For now, however, Johnson said she is making the best of her current situation.
"It's only right twice a day," Johnson said as she happily told the story behind her grandfather's broken railroad watch, along with several antiques, a worn Bible, and family photos spread around the loft she shares with her friend's exercise equipment, luggage, Christmas decorations and other overflow items.
"They are gone now. All I have are memories," said Johnson as she motioned toward pictures of her mother and a makeshift shrine she made for her brother's ashes, which she adorned with favorite Irish paraphernalia.
After going through the $21,000 retirement payout she received after leaving her job with the VISD, Johnson is making strides toward getting a place of her own, most likely through Section 8, by working as a site director for the Mission Valley YMCA after-school program.
Johnson, a grandmother of two, and who is bipolar, now receives a disability check.
"I would take a hand-me-down trailer house.
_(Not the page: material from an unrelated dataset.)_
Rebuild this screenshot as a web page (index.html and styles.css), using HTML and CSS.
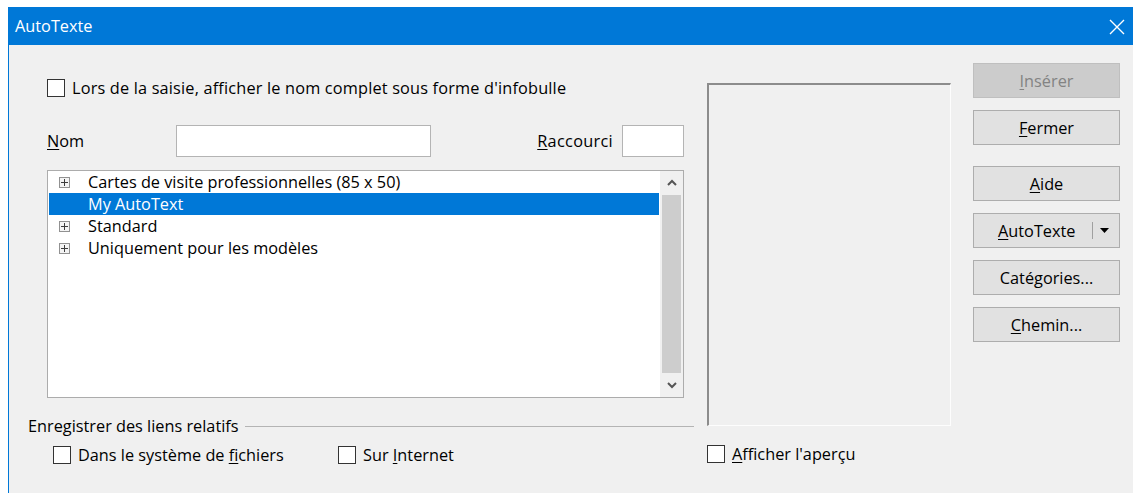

I just want a place of my own. It doesn't have to be fancy. I just don't want rats or roaches," said Johnson, whose emotions quickly turned sad. "I look at my children, who have done so well. They own their own homes. I've worked all these years, and all I have to show is a car that will break down and a bunch of antiques, which my children will probably throw away after I die."
"All I have is my kids. That's the only good thing I've done," she said.
Looking back, Johnson, said she would do many things differently if she could turn back the hands of time.
"Don't waste your money. Don't blow it on stuff. Learn how to save it," Johnson said, addressing younger generations with words of advice.
She remains optimistic that tomorrow will be better than today.
"I have such a strong faith. God takes such good care of me," Johnson said. "God has been blessing me every single day in one way or another."